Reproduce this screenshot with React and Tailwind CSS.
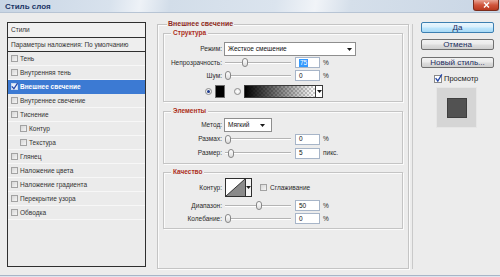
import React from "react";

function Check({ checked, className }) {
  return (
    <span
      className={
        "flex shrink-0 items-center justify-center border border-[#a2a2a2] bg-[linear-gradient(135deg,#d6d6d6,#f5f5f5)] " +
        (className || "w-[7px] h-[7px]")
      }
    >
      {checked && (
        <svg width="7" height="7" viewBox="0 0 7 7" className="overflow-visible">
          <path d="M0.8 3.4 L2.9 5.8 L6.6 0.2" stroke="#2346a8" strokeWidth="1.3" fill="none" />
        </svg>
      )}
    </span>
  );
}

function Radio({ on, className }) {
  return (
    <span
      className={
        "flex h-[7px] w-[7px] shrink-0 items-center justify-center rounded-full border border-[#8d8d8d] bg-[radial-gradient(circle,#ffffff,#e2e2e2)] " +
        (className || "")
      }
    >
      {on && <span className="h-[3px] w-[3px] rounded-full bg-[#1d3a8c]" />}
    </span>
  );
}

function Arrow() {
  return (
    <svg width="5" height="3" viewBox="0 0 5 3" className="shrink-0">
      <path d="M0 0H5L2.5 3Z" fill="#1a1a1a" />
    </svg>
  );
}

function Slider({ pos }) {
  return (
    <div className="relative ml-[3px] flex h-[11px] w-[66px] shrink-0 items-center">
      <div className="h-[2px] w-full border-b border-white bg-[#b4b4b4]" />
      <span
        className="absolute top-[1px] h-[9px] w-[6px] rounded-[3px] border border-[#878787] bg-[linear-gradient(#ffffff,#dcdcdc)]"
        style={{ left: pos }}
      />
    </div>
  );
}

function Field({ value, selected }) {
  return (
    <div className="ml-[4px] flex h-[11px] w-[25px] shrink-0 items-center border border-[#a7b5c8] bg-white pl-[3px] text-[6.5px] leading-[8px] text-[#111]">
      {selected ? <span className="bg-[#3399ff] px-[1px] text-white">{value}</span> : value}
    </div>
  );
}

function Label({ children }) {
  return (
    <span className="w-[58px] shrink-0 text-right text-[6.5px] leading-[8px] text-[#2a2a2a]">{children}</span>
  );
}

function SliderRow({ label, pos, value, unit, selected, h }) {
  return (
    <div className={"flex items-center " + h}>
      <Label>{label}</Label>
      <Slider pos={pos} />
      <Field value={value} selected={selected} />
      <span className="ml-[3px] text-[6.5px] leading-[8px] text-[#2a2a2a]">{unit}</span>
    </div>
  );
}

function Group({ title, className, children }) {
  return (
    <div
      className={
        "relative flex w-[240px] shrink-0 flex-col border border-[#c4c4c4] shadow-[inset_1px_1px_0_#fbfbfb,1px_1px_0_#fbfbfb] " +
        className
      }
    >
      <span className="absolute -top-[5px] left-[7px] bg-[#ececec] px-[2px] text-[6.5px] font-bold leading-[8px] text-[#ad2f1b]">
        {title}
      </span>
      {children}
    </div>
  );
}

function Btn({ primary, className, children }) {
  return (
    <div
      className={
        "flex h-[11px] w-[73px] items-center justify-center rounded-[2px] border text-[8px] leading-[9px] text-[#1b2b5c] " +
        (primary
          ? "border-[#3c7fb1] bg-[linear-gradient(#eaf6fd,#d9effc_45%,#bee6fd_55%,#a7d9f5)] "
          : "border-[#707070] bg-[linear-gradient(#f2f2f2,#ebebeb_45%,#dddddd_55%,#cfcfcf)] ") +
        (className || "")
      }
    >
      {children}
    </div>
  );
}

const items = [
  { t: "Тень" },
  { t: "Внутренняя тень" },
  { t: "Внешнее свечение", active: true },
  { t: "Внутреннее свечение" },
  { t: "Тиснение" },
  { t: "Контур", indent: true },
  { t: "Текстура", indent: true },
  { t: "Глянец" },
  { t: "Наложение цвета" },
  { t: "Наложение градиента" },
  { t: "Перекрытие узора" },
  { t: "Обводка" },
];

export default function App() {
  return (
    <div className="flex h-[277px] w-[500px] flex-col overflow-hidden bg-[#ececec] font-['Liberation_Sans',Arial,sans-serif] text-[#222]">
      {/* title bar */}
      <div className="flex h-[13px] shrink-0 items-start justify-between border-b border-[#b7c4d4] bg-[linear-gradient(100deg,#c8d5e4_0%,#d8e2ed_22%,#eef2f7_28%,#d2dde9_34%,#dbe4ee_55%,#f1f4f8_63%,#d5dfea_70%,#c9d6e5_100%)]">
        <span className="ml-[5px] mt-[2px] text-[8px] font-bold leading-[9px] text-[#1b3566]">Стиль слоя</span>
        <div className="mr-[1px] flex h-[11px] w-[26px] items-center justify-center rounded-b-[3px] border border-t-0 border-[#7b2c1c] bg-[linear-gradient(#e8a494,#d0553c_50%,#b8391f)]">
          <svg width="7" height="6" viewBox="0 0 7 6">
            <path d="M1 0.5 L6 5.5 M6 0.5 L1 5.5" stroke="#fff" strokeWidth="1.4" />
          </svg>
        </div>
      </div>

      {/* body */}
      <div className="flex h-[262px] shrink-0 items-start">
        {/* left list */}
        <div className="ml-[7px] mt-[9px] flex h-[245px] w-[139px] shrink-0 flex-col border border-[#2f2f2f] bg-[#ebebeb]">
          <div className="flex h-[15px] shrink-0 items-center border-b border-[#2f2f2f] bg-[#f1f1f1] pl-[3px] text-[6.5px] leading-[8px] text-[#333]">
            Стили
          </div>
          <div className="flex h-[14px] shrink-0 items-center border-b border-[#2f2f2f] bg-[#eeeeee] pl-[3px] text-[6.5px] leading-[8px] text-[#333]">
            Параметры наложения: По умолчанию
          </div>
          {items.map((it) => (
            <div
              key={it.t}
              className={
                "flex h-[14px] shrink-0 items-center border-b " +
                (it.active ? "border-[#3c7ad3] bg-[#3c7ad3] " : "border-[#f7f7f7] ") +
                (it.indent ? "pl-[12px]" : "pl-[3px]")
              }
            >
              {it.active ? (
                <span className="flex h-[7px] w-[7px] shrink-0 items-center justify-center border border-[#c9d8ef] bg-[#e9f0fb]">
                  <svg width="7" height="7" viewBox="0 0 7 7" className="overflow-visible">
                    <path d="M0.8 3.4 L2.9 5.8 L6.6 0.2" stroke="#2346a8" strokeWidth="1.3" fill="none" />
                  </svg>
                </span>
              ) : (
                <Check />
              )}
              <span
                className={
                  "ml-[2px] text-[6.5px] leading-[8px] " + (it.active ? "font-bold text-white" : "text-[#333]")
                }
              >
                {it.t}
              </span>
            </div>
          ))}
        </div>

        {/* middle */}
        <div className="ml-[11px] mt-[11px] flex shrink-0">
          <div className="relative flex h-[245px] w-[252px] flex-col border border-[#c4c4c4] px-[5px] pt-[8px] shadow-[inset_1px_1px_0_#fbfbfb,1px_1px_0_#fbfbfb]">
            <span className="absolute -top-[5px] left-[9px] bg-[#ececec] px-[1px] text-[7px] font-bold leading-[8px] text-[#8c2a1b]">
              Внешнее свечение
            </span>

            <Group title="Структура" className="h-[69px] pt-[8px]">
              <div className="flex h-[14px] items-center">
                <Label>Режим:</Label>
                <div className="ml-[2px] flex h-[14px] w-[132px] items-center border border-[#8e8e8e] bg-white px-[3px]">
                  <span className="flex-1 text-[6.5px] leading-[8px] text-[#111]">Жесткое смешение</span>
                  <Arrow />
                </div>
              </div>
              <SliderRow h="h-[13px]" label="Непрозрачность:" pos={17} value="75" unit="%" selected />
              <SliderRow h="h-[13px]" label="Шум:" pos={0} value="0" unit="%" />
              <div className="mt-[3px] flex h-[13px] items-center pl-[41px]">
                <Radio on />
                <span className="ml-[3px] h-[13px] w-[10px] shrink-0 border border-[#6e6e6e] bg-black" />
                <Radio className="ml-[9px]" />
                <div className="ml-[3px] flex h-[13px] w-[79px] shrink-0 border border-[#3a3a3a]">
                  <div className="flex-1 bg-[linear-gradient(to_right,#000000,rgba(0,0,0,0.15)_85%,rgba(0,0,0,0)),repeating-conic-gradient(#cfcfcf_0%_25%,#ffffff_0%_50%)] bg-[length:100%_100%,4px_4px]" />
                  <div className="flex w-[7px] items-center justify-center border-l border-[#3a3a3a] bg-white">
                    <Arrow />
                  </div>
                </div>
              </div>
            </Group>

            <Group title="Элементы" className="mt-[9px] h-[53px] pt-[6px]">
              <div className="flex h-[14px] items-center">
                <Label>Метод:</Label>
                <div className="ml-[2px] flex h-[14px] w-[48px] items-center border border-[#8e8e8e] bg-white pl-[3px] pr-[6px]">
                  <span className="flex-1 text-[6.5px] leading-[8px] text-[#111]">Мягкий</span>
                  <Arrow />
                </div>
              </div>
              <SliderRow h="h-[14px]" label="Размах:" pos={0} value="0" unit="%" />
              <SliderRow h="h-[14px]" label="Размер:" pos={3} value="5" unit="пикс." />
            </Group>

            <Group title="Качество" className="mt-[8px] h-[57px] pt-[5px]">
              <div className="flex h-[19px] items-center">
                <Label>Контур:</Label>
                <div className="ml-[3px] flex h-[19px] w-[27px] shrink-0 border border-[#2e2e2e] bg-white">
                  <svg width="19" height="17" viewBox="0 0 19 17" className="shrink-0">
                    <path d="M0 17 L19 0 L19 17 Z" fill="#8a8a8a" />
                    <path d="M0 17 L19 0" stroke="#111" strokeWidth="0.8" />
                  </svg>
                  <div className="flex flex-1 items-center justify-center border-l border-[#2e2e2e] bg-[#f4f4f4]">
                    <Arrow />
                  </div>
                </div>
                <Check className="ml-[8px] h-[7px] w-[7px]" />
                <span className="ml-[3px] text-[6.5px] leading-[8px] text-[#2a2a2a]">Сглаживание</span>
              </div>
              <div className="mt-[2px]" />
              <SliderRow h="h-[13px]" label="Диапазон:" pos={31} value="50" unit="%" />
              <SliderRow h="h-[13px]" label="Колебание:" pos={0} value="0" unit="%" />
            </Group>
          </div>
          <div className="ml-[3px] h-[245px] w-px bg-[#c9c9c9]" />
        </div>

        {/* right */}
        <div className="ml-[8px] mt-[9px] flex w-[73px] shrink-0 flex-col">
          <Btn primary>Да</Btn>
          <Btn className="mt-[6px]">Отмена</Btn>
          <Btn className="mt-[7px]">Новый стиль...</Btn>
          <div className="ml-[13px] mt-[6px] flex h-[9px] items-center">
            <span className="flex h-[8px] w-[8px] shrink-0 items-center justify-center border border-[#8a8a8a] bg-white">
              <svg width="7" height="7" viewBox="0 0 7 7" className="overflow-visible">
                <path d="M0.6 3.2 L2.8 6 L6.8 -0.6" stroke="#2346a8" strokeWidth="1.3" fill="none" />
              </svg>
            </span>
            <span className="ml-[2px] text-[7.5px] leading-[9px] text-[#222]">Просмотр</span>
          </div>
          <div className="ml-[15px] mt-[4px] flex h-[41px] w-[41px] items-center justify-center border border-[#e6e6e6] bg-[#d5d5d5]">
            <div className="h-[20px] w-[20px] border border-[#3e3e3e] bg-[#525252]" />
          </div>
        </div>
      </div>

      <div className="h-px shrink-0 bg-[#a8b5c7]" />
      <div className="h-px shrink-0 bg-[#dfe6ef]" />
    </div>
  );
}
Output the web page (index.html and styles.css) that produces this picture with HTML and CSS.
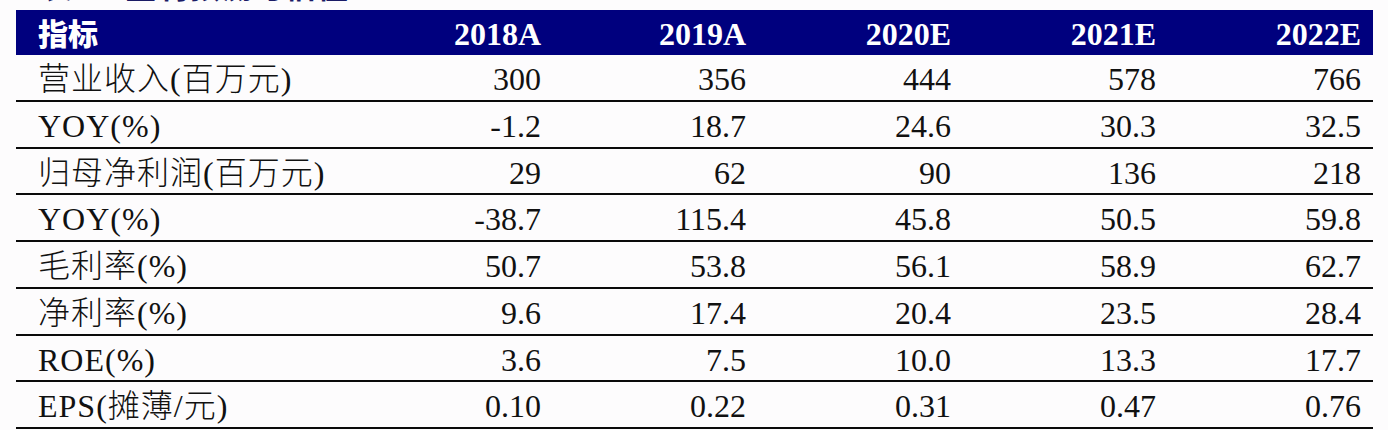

________________________

What is the number of lines above that hold the string "this"? Answer with that number alone.

=== Task result ===
2